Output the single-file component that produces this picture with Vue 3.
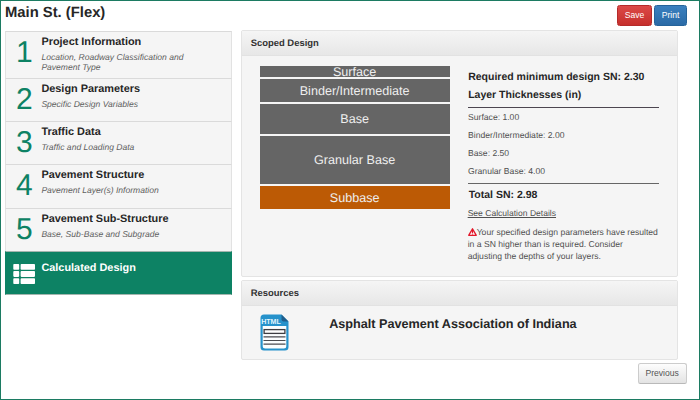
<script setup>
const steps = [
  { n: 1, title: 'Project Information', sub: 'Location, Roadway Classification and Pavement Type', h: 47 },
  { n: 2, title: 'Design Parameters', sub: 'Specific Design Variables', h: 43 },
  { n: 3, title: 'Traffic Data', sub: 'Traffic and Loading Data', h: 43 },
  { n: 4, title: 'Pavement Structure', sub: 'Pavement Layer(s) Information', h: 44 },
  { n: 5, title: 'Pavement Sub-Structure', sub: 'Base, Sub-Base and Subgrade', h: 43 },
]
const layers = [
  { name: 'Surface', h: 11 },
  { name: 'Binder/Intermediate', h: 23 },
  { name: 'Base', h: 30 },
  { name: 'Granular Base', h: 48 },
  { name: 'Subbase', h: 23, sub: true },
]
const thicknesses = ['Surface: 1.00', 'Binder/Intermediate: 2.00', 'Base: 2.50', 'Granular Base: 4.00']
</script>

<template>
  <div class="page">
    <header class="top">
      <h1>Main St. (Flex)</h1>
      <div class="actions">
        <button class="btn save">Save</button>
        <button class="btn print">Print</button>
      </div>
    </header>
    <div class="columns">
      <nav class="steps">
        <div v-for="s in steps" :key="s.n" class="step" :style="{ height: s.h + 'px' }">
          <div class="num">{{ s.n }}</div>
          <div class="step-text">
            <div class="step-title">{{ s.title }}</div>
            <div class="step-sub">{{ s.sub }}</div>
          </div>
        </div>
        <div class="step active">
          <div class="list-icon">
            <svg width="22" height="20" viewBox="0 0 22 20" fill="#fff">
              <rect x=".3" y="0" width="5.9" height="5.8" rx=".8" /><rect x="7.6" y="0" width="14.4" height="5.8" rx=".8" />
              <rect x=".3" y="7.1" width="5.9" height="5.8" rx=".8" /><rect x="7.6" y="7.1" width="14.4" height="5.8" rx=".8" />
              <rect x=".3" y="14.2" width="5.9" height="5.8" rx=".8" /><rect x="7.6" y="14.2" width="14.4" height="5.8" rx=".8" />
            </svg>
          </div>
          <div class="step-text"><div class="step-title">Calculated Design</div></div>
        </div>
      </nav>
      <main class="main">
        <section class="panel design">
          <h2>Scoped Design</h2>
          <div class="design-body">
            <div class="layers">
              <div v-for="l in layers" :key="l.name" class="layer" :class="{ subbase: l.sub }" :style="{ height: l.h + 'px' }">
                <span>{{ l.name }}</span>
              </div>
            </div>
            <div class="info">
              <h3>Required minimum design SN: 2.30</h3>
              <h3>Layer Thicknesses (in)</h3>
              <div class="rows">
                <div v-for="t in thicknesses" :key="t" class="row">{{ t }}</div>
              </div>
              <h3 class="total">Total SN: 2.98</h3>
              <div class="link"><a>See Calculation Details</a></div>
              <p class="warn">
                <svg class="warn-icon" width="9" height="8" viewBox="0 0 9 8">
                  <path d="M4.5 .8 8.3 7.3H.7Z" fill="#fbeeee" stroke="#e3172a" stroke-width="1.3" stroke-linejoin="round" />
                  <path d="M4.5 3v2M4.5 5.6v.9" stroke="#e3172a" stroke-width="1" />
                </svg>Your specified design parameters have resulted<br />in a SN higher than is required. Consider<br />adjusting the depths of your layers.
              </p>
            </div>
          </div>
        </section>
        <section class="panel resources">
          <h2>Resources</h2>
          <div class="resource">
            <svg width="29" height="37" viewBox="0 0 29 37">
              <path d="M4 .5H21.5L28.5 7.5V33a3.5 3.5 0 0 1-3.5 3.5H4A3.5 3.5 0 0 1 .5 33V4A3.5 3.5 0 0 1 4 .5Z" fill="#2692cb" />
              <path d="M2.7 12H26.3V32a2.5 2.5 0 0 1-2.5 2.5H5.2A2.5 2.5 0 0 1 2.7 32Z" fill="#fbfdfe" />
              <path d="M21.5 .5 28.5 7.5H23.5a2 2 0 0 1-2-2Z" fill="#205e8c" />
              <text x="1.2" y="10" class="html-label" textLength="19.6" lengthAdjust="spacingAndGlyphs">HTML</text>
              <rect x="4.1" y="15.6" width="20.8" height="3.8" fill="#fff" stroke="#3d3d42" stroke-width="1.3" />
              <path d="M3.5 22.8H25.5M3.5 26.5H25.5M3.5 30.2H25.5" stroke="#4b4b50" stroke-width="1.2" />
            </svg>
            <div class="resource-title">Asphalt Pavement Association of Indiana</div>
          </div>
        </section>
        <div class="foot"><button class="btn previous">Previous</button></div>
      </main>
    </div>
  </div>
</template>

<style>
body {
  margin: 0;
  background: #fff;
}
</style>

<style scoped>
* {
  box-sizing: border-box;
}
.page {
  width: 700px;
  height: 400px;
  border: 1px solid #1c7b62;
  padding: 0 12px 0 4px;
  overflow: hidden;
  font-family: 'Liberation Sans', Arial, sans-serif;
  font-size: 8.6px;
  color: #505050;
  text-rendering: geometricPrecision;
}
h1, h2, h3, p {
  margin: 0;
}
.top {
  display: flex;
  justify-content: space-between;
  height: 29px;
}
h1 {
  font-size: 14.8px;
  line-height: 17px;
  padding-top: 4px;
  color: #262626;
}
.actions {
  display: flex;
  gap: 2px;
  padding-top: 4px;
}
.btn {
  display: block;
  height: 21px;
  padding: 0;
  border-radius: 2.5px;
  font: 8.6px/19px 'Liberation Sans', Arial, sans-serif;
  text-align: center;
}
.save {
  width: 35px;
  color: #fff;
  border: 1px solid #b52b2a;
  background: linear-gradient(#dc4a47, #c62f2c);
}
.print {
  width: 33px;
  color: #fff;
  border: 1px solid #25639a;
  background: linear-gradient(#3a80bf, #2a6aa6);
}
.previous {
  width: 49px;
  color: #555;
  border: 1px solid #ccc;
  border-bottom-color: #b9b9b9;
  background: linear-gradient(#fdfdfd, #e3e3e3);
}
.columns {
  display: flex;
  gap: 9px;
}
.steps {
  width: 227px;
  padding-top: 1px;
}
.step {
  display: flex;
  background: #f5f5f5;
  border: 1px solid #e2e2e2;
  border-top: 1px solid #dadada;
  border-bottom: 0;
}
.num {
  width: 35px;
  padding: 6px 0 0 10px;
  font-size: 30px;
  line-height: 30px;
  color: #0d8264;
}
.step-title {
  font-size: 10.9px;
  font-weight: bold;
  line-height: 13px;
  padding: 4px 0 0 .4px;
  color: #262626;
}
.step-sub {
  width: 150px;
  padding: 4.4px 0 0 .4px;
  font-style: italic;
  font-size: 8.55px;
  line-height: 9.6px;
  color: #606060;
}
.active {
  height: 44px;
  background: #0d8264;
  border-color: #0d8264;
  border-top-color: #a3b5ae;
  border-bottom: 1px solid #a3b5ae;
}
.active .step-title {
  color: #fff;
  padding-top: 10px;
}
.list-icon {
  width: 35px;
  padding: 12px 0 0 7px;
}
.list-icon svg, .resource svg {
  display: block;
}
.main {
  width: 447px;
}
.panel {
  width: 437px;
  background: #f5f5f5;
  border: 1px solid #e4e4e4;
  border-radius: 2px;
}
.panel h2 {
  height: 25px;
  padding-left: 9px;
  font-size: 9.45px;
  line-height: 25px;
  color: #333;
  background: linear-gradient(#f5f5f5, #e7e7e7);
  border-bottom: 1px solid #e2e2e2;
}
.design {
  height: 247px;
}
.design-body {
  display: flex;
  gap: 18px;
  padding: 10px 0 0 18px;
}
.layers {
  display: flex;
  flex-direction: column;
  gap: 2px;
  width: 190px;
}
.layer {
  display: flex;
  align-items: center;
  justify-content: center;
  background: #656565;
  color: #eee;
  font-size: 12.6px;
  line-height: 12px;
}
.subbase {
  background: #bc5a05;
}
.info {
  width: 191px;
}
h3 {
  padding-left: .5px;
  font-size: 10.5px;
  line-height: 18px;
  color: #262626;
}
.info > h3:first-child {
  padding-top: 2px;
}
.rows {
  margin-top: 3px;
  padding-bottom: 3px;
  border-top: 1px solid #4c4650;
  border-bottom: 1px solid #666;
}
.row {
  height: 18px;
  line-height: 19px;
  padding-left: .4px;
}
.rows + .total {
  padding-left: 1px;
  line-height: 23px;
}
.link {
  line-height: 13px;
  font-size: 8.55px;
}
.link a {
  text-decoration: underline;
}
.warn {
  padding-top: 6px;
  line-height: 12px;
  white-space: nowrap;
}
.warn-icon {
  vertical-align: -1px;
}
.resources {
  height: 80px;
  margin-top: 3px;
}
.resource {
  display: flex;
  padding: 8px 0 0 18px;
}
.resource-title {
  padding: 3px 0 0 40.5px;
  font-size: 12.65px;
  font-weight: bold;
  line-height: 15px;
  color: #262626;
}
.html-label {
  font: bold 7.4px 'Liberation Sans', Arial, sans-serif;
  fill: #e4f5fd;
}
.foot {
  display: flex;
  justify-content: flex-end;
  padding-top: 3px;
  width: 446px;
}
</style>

--

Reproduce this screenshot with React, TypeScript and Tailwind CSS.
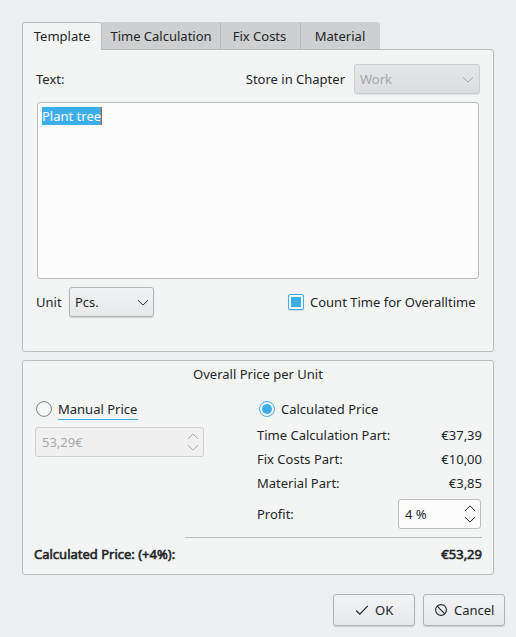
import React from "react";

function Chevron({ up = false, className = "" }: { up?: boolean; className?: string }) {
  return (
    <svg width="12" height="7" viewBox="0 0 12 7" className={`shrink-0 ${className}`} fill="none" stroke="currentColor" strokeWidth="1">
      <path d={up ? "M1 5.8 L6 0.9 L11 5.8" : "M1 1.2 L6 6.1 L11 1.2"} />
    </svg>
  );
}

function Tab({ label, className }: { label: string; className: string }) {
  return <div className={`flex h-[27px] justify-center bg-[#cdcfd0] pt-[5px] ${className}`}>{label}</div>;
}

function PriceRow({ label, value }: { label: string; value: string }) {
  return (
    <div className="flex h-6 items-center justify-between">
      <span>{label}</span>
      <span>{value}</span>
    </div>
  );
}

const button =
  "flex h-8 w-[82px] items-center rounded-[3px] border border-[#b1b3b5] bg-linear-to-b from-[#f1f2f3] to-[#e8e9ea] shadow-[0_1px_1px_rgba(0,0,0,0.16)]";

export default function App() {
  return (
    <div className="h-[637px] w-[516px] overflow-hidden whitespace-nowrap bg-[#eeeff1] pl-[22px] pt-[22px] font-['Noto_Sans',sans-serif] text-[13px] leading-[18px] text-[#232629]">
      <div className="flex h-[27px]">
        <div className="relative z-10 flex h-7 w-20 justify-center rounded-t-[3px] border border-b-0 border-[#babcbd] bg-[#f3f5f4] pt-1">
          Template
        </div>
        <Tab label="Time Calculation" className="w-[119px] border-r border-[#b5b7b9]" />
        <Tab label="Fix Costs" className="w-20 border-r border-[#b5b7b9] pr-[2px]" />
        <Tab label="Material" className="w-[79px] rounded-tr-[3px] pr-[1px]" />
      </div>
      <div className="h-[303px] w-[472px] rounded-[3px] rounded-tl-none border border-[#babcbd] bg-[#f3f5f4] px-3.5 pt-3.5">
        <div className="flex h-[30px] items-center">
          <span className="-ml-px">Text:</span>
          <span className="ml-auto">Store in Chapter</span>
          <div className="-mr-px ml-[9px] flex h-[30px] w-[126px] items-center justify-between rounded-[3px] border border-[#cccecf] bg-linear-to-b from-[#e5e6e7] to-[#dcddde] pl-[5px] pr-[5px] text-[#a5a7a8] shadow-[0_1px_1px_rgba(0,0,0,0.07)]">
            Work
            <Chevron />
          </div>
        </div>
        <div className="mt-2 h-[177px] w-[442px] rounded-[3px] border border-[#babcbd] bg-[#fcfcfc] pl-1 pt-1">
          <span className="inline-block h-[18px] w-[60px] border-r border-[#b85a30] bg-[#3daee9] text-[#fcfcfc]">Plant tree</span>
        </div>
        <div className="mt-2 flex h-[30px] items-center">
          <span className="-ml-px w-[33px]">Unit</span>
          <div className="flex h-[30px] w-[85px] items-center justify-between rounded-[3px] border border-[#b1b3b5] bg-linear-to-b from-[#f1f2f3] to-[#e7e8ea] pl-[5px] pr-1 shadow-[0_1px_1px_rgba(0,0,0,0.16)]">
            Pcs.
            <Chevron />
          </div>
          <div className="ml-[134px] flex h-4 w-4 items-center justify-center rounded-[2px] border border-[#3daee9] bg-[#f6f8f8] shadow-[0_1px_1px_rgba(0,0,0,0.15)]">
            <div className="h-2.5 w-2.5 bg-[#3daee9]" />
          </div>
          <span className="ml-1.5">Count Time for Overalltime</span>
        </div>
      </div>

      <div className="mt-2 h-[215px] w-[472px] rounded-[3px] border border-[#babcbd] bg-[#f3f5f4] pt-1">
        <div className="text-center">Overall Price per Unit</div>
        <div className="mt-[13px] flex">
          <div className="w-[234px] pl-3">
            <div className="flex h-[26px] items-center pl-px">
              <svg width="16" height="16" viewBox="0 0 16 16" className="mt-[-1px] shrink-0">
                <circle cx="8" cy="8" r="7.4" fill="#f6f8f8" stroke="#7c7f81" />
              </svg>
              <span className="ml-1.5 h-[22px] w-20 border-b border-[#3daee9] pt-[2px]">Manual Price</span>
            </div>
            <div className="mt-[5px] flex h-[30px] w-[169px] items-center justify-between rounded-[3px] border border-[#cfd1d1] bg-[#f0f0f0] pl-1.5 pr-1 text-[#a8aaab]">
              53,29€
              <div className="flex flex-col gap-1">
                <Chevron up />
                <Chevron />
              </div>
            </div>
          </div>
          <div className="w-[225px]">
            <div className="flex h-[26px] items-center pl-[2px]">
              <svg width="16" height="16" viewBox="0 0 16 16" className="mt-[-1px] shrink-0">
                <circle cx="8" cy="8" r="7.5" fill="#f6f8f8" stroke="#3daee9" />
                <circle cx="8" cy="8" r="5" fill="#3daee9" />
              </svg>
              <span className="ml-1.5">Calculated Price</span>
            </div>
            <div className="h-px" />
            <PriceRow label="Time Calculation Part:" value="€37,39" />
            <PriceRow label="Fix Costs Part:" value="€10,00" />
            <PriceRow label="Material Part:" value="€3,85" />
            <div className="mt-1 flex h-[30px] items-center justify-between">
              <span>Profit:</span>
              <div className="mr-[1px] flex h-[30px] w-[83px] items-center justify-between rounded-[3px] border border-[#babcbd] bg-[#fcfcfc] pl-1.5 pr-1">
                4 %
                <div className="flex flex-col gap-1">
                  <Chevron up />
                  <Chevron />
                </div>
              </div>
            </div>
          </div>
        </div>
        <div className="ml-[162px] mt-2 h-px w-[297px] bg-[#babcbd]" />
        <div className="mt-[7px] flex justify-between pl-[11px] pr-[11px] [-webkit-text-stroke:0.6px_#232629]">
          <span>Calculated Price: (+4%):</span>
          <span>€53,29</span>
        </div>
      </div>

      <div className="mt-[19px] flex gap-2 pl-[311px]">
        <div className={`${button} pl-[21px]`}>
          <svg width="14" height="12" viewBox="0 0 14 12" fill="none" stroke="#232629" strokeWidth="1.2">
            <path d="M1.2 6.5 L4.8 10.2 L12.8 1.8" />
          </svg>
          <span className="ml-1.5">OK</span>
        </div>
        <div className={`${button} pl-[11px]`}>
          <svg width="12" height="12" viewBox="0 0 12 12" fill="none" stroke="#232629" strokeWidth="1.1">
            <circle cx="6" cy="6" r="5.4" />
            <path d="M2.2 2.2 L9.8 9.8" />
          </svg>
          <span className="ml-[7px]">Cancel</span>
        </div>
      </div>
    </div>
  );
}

**EXERCISE TASK:**
Copy out all lines above that include the string "with".

**SOLUTION TO THE PROBLEM:**
Output the single-file component that produces this picture with Vue 3.
Reproduce this screenshot with React, TypeScript and Tailwind CSS.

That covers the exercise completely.